Most marketers have bought into the benefits of martech and digital innovation for improving customer experience. It’s clear from research that companies can achieve a 3X ROI on their CX strategy by adopting or upgrading martech stacks and investing in the right approach.

Yet according to fresh research undertaken by Sitecore and Avanade with Vanson Bourne, six in 10 companies are leaving revenue and sales opportunities on the table due to inefficient digital technology platforms and poor marketing/IT collaboration.

Two-thirds of marketing leaders, for instance, believe their businesses’ understanding of customer experience, personalisation and data analytics is immature. Only 23 per cent have adopted personalisation technologies, and just one-third use customer journey technologies.

What’s more, nine out of 10 know they should collaborate more than other departments on digital strategy projects. Yet fewer than half have a say in martech decisions.

This exacerbates issues with disconnected systems and data sets and leaves marketers struggling to deliver seamless interactions with customers across channels, communications and the journey lifecycle.

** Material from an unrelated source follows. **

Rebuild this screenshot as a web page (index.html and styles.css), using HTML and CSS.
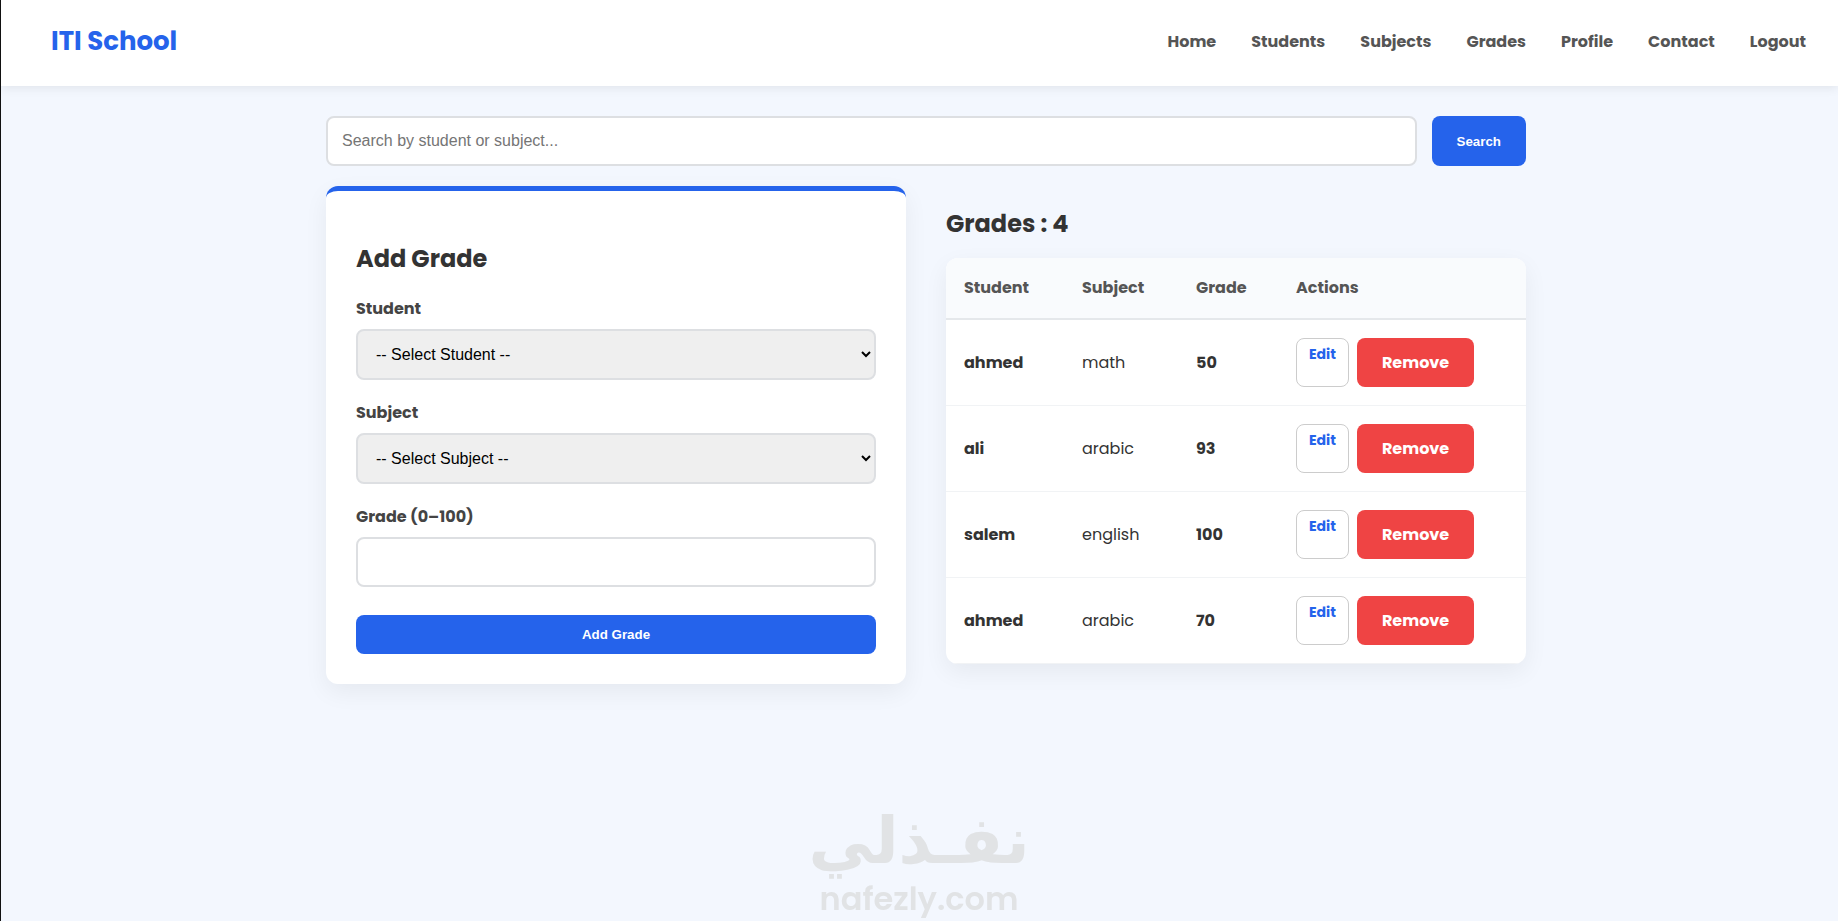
FILE: index.html
```html
<!DOCTYPE html>
<html lang="en">
<head>
    <meta charset="UTF-8">
    <meta name="viewport" content="width=device-width, initial-scale=1.0">
    <title>ITI School - Grades</title>
    <link rel="stylesheet" href="styles.css">
</head>
<body>
    <header class="navbar">
        <a href="#" class="logo">ITI School</a>
        <nav class="nav-links">
            <a href="#">Home</a>
            <a href="#">Students</a>
            <a href="#">Subjects</a>
            <a href="#">Grades</a>
            <a href="#">Profile</a>
            <a href="#">Contact</a>
            <a href="#">Logout</a>
        </nav>
    </header>

    <main class="page">
        <div class="container">
            <form class="search-bar">
                <input type="text" name="search" aria-label="Search" placeholder="Search by student or subject...">
                <button type="submit" class="btn">Search</button>
            </form>

            <div class="grid">
                <section class="card">
                    <h2>Add Grade</h2>
                    <form>
                        <div class="form-group">
                            <label for="student">Student</label>
                            <select id="student">
                                <option>-- Select Student --</option>
                                <option>ahmed</option>
                                <option>ali</option>
                                <option>salem</option>
                            </select>
                        </div>
                        <div class="form-group">
                            <label for="subject">Subject</label>
                            <select id="subject">
                                <option>-- Select Subject --</option>
                                <option>math</option>
                                <option>arabic</option>
                                <option>english</option>
                            </select>
                        </div>
                        <div class="form-group">
                            <label for="grade">Grade (0–100)</label>
                            <input type="text" id="grade" inputmode="numeric">
                        </div>
                        <button type="submit" class="btn btn-block">Add Grade</button>
                    </form>
                </section>

                <section class="grades">
                    <h2>Grades : 4</h2>
                    <table>
                        <thead>
                            <tr>
                                <th class="col-student">Student</th>
                                <th class="col-subject">Subject</th>
                                <th class="col-grade">Grade</th>
                                <th>Actions</th>
                            </tr>
                        </thead>
                        <tbody>
                            <tr>
                                <td><strong>ahmed</strong></td>
                                <td>math</td>
                                <td><strong>50</strong></td>
                                <td>
                                    <div class="actions">
                                        <a href="#" class="edit-btn">Edit</a>
                                        <button type="button" class="remove-btn">Remove</button>
                                    </div>
                                </td>
                            </tr>
                            <tr>
                                <td><strong>ali</strong></td>
                                <td>arabic</td>
                                <td><strong>93</strong></td>
                                <td>
                                    <div class="actions">
                                        <a href="#" class="edit-btn">Edit</a>
                                        <button type="button" class="remove-btn">Remove</button>
                                    </div>
                                </td>
                            </tr>
                            <tr>
                                <td><strong>salem</strong></td>
                                <td>english</td>
                                <td><strong>100</strong></td>
                                <td>
                                    <div class="actions">
                                        <a href="#" class="edit-btn">Edit</a>
                                        <button type="button" class="remove-btn">Remove</button>
                                    </div>
                                </td>
                            </tr>
                            <tr>
                                <td><strong>ahmed</strong></td>
                                <td>arabic</td>
                                <td><strong>70</strong></td>
                                <td>
                                    <div class="actions">
                                        <a href="#" class="edit-btn">Edit</a>
                                        <button type="button" class="remove-btn">Remove</button>
                                    </div>
                                </td>
                            </tr>
                        </tbody>
                    </table>
                </section>
            </div>
        </div>
    </main>

    <div class="watermark">
        <span class="watermark-ar" lang="ar" dir="rtl">نفـذلي</span>
        <span class="watermark-en">nafezly.com</span>
    </div>
</body>
</html>
```
FILE: styles.css
```css
:root {
    --primary: #2563eb;
    --danger: #ef4444;
    --bg: #f3f7fe;
    --border: #dddfe2;
    --text: #333;
}

* {
    margin: 0;
    padding: 0;
    box-sizing: border-box;
}

body {
    min-height: 100vh;
    background: var(--bg);
    border-left: 1px solid #111;
    color: var(--text);
    font-family: 'Poppins', 'Inter', sans-serif;
    font-size: 16px;
    line-height: 24px;
}

/* Navbar */
.navbar {
    display: flex;
    justify-content: space-between;
    align-items: center;
    min-height: 86px;
    padding: 0 32px 3px 50px;
    background: #fff;
    box-shadow: 0 2px 10px rgba(0, 0, 0, 0.08);
}

.logo {
    margin-bottom: 2px;
    color: var(--primary);
    font-size: 26px;
    font-weight: 700;
    line-height: 40px;
    text-decoration: none;
}

.nav-links {
    display: flex;
    gap: 35px;
}

.nav-links a {
    color: #555;
    font-weight: 700;
    text-decoration: none;
}

.nav-links a:hover {
    color: var(--primary);
}

/* Layout */
.page {
    padding: 30px 0 30px 13px;
}

.container {
    max-width: 1200px;
    margin: 0 auto;
}

.search-bar {
    display: flex;
    gap: 15px;
    margin-bottom: 20px;
}

.grid {
    display: grid;
    grid-template-columns: 1fr 1fr;
    align-items: start;
    gap: 40px;
}

h2 {
    font-size: 24px;
    font-weight: 700;
    line-height: 36px;
}

/* Form */
input,
select {
    width: 100%;
    height: 50px;
    padding: 0 14px;
    border: 2px solid var(--border);
    border-radius: 8px;
    font-family: 'Liberation Sans', Arial, sans-serif;
    font-size: 16px;
}

input {
    background: #fff;
}

select {
    height: 51px;
    background: #efefef;
    color: #000;
}

input:focus,
select:focus {
    border-color: var(--primary);
    outline: none;
}

.btn {
    padding: 12px 25px;
    background: var(--primary);
    color: #fff;
    border: none;
    border-radius: 8px;
    font-family: 'Liberation Sans', Arial, sans-serif;
    font-weight: 700;
    cursor: pointer;
}

.btn-block {
    width: 100%;
    margin-top: 7px;
}

.card {
    padding: 50px 30px 30px;
    background: #fff;
    border-top: 5px solid var(--primary);
    border-radius: 12px;
    box-shadow: 0 8px 25px rgba(0, 0, 0, 0.06);
}

.card h2 {
    margin-bottom: 20px;
}

.form-group {
    margin-bottom: 21px;
}

.form-group label {
    display: block;
    margin-bottom: 8px;
    color: #444;
    font-weight: 700;
}

.form-group select,
.form-group input {
    display: block;
}

/* Grades table */
.grades {
    padding-top: 20px;
}

.grades h2 {
    margin-bottom: 16px;
}

table {
    width: 100%;
    background: #fff;
    border-collapse: separate;
    border-spacing: 0;
    border-radius: 12px;
    box-shadow: 0 8px 25px rgba(0, 0, 0, 0.06);
    overflow: hidden;
}

th,
td {
    padding: 18px;
    text-align: left;
}

th {
    background: #f9fbfd;
    border-bottom: 2px solid #e5e8eb;
    color: #555;
    font-weight: 700;
}

td {
    border-bottom: 1px solid #f1f3f5;
}

.col-student {
    width: 118px;
}

.col-subject {
    width: 114px;
}

.col-grade {
    width: 100px;
}

.actions {
    display: flex;
    gap: 8px;
}

.edit-btn {
    padding: 4px 12px;
    border: 1px solid #ccc;
    border-radius: 8px;
    color: var(--primary);
    font-size: 14px;
    font-weight: 700;
    line-height: 22px;
    text-decoration: none;
}

.remove-btn {
    min-height: 49px;
    padding: 12px 25px;
    background: var(--danger);
    color: #fff;
    border: none;
    border-radius: 8px;
    font: inherit;
    font-weight: 700;
    cursor: pointer;
}

/* Watermark */
.watermark {
    position: fixed;
    left: 0;
    right: 0;
    bottom: 0;
    display: flex;
    flex-direction: column;
    align-items: center;
    color: #e1e3e5;
    pointer-events: none;
}

.watermark-ar {
    font-family: 'DejaVu Sans', sans-serif;
    font-size: 65px;
    font-weight: 700;
    line-height: 80px;
}

.watermark-en {
    padding-bottom: 4px;
    font-size: 32px;
    font-weight: 600;
    line-height: 36px;
}
```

So what does it take to maximise the benefits of technology? CMO partnered with Sitecore and Avanade on roundtables in Sydney and Melbourne bringing marketing leaders together to find out.You can also view all the images from our event here.

Reality check

Cerebral Palsy Alliance (CPA) is in the midst of significant business transformation as part of the rollout of the National Disability Insurance Scheme (NDIS). Its general manager of marketing and communications, Dyranda Hortle, said martech is not only impacted by new, more commercial KPIs but by what is shaping up to be a new service delivery model.

“We’re trying to find the balance between investing enough to facilitate the transformation and support customer engagement, while ensuring we’re not missing fundamentals that might be needed in the next 24-36 months,” she said.

Positioning martech to executives to secure support is like everything in marketing, Hortle said: It’s about return on investment.

“We are making the case for martech primarily to drive efficiencies in either enabling or delivering more customer value, so language is consistent with the messages they’re using around business performance,” she said. “As we transition to the NDIS, we’ve become mindful of the cost of trying to bandaid or fix platforms.”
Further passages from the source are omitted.